Item 2.03 Creation of a Direct Financial Obligation under an Off-Balance Sheet Arrangement of a Registrant.

The information set forth in Item 1.01 of this Form 8-K is incorporated herein by reference.

 

Item 7.01 Regulation FD Disclosure.

On May 12, 2015, the Company issued a press release concerning the closing of the Refinancing Transaction.

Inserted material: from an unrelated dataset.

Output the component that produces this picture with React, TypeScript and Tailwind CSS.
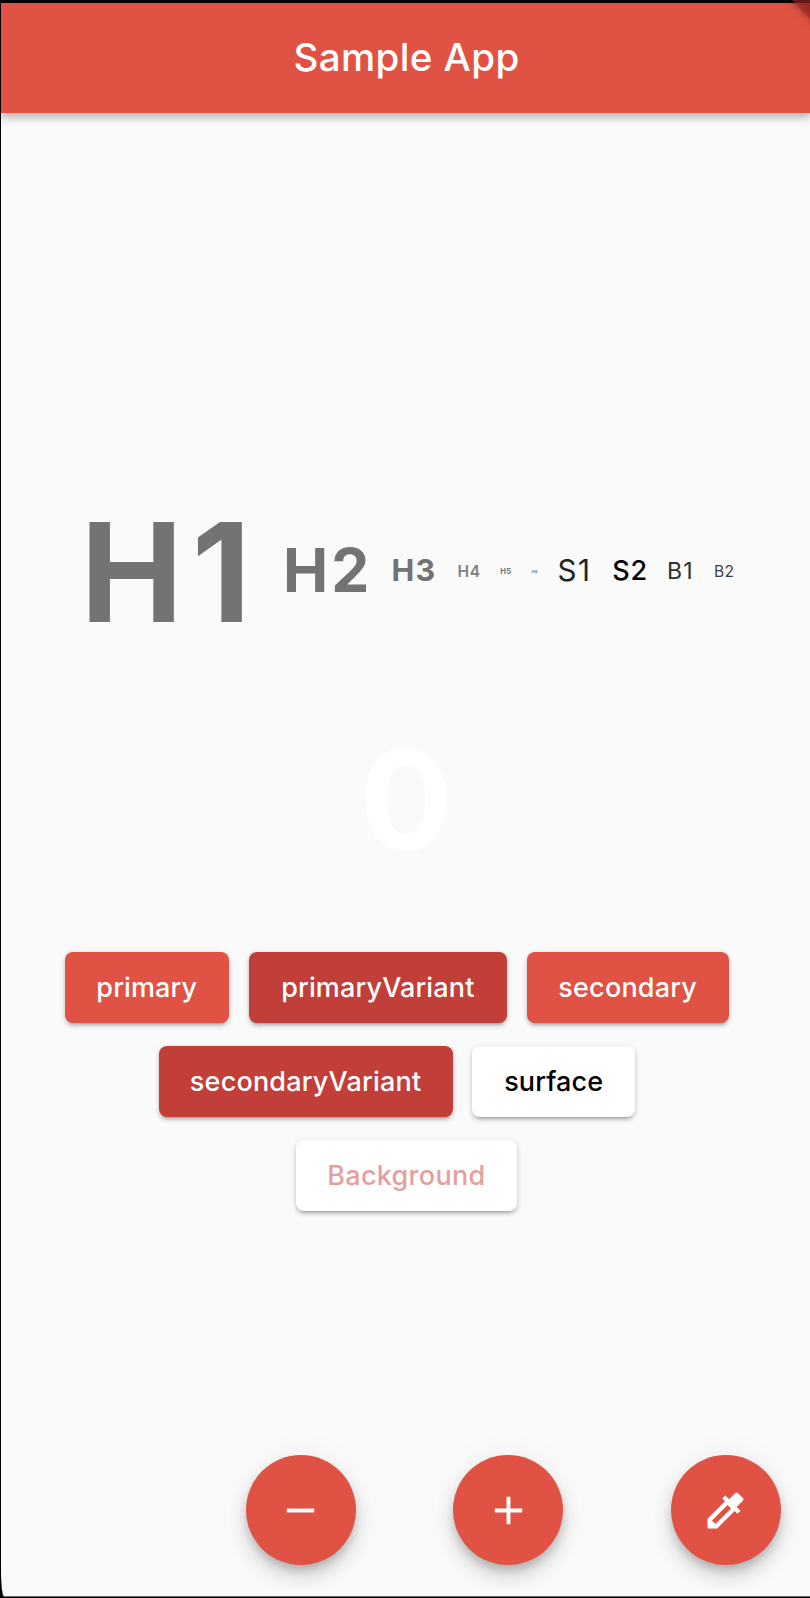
import React from "react";

const samples = [
  { text: "H1", cls: "w-[202.5px] text-[137px] font-bold tracking-[9px] text-[#737373] pt-[2px]" },
  { text: "H2", cls: "w-[108.5px] text-[60.5px] font-bold tracking-[3px] text-[#737373] pb-[1px]" },
  { text: "H3", cls: "w-[65.5px] text-[30.5px] font-bold tracking-[1.3px] text-[#737373] pb-[1px]" },
  { text: "H4", cls: "w-[43.3px] text-[15.5px] font-semibold tracking-[0.6px] text-[#808080] pl-[0.5px] pt-[2px]" },
  { text: "H5", cls: "w-[30.9px] text-[7.7px] font-bold tracking-[0.3px] text-[#737373] pt-[2px]" },
  { text: "H6", cls: "w-[26.3px] text-[3.8px] font-bold tracking-[0.3px] text-[#737373] pl-[0.6px] pt-[2px]" },
  { text: "S1", cls: "w-[54.2px] text-[29.5px] font-normal tracking-[1.5px] text-[#212121]" },
  { text: "S2", cls: "w-[55.3px] text-[27px] font-medium tracking-[0.8px] text-black pb-[1px] pl-[0.5px]" },
  { text: "B1", cls: "w-[47px] text-[23px] font-normal tracking-[1.2px] text-[#303030]" },
  { text: "B2", cls: "w-[24px] text-[15.5px] font-normal tracking-[0.3px] text-[#404040] pt-[2px]" },
];

const buttonRows = [
  {
    cls: "pr-[19.6px]",
    items: [
      { text: "primary", cls: "w-[164.5px] bg-[#e05243] text-white tracking-[0.12px]" },
      { text: "primaryVariant", cls: "w-[258.5px] bg-[#c23e39] text-white tracking-[0.14px]" },
      { text: "secondary", cls: "w-[202px] bg-[#e05243] text-white tracking-[0.2px]" },
    ],
  },
  {
    cls: "pr-[19px]",
    items: [
      { text: "secondaryVariant", cls: "w-[294px] bg-[#c23e39] text-white tracking-[0.2px]" },
      { text: "surface", cls: "w-[163px] bg-white text-black tracking-[0.1px]" },
    ],
  },
  {
    cls: "",
    items: [{ text: "Background", cls: "w-[221px] bg-white text-[#e59f9e] tracking-[0.3px]" }],
  },
];

const fabs = [
  { name: "Decrease", cls: "mr-[97.3px] pr-px", stroke: 0, d: "M19 13H5v-2h14v2z" },
  { name: "Increase", cls: "mr-[107.7px]", stroke: 0, d: "M19 13h-6v6h-2v-6H5v-2h6V5h2v6h6v2z" },
  {
    name: "Pick color",
    cls: "pr-px",
    stroke: 0.3,
    d: "M20.71 5.63l-2.34-2.34c-.39-.39-1.02-.39-1.41 0l-3.12 3.12-1.93-1.91-1.41 1.41 1.42 1.42L3 16.25V21h4.75l8.92-8.92 1.42 1.42 1.41-1.41-1.92-1.92 3.12-3.12c.4-.4.4-1.03.01-1.42zM6.92 19L5 17.08l8.06-8.06 1.92 1.92L6.92 19z",
  },
];

export default function App() {
  return (
    <div className="relative h-[1598px] w-[810px] overflow-hidden bg-black pt-[3px] pl-px font-[Inter,sans-serif]">
      <div className="flex h-[1594px] w-full flex-col overflow-hidden rounded-bl-[3px_26px] border-b border-[#66666a] bg-[#fafafa]">
        <header className="z-10 flex h-[109.5px] shrink-0 items-center justify-center bg-[#e05243] pb-px pl-[2px] shadow-[0_2px_8px_1px_rgba(0,0,0,0.2),0_6px_10px_rgba(0,0,0,0.12)]">
          <h1 className="text-[38.5px] leading-none font-medium tracking-[0.4px] text-white">Sample App</h1>
        </header>

        <main className="flex flex-1 flex-col">
          <div className="mt-[378.5px] ml-[79.5px] flex h-[160px] items-center whitespace-nowrap">
            {samples.map((s) => (
              <span key={s.text} className={`shrink-0 leading-none ${s.cls}`}>
                {s.text}
              </span>
            ))}
          </div>

          <div className="mt-[68.5px] flex h-[160px] items-center justify-center pl-[1px] text-[138px] leading-none font-bold text-white">
            0
          </div>

          <div className="mt-[72.8px] flex flex-col gap-[23.5px] pl-[1.8px]">
            {buttonRows.map((row, i) => (
              <div key={i} className={`flex justify-center gap-[19.6px] ${row.cls}`}>
                {row.items.map((b) => (
                  <button
                    key={b.text}
                    className={`flex h-[70.5px] shrink-0 items-center justify-center rounded-[8px] pb-[1px] text-[27px] leading-none font-medium shadow-[0_5px_3px_-4px_rgba(0,0,0,0.2),0_3px_4px_rgba(0,0,0,0.16),0_1px_6px_rgba(0,0,0,0.1)] ${b.cls}`}
                  >
                    {b.text}
                  </button>
                ))}
              </div>
            ))}
          </div>

          <div className="mt-auto mr-[29px] mb-[31px] flex justify-end">
            {fabs.map((f) => (
              <button
                key={f.name}
                aria-label={f.name}
                className={`flex size-[110px] items-center justify-center rounded-full bg-[#e05243] text-white shadow-[0_6px_10px_-2px_rgba(0,0,0,0.2),0_12px_20px_rgba(0,0,0,0.14),0_2px_36px_rgba(0,0,0,0.05)] ${f.cls}`}
              >
                <svg viewBox="0 0 24 24" className="size-[47px]" fill="currentColor" stroke="currentColor" strokeWidth={f.stroke}>
                  <path d={f.d} />
                </svg>
              </button>
            ))}
          </div>
        </main>
      </div>

      <svg className="absolute top-0 right-0 z-20" width="40" height="40" viewBox="0 0 40 40">
        <defs>
          <filter id="soft" x="-50%" y="-50%" width="200%" height="200%">
            <feGaussianBlur stdDeviation="4.5" />
          </filter>
        </defs>
        <path d="M22 -1 L60 37 V-20 H3 Z" fill="#000" fillOpacity="0.5" filter="url(#soft)" />
        <path d="M22 0 L40 18 V0 Z" fill="#a82a26" fillOpacity="0.6" />
      </svg>
    </div>
  );
}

A copy of the press release is being furnished as Exhibit 99.1 hereto and is incorporated herein by reference.

The information in this Item 7.01, including Exhibit 99.1, is being furnished and shall not be deemed to be “filed” for purposes of Section 18 of the Securities Exchange Act of 1934, as amended, or otherwise subject to the liabilities of that Section and shall not be deemed incorporated by reference into any registration statement or other document filed pursuant to the Securities Act of 1933, as amended, except as shall be expressly set forth by specific reference in such filing.

 

Item 9.01 Financial Statements and Exhibits.

 

(d) Exhibits.

See the Exhibit Index attached hereto.


SIGNATURE

Pursuant to the requirements of the Securities Exchange Act of 1934, the registrant has duly caused this report to be signed on its behalf by the undersigned hereunto duly authorized.

Date: May 12, 2015

 

QUINTILES TRANSNATIONAL HOLDINGS INC.
By:

/s/ James H. Erlinger III

James H. Erlinger III
Executive Vice President, General Counsel and Secretary


Exhibit Index

 

Exhibit

No.

  

Description

  4.1    Indenture dated as of May 12, 2015, among Quintiles Transnational Corp., the subsidiary guarantors listed therein and U.S. Bank National Association as trustee.
  4.2    Form of 4.875% Rule 144A Senior Note due 2023 (incorporated by reference to Exhibit A to Exhibit 4.1 hereof).
  4.3    Form of 4.875% Regulation S Senior Note due 2023 (incorporated by reference to Exhibit A to Exhibit 4.1 hereof).
10.1    Credit Agreement dated as of May 12, 2015, among Quintiles Transnational Corp., the lenders from time to time party thereto, and May 12, 2015, in its capacity as Administrative Agent for the lenders.
99.1    Press release dated May 12, 2015.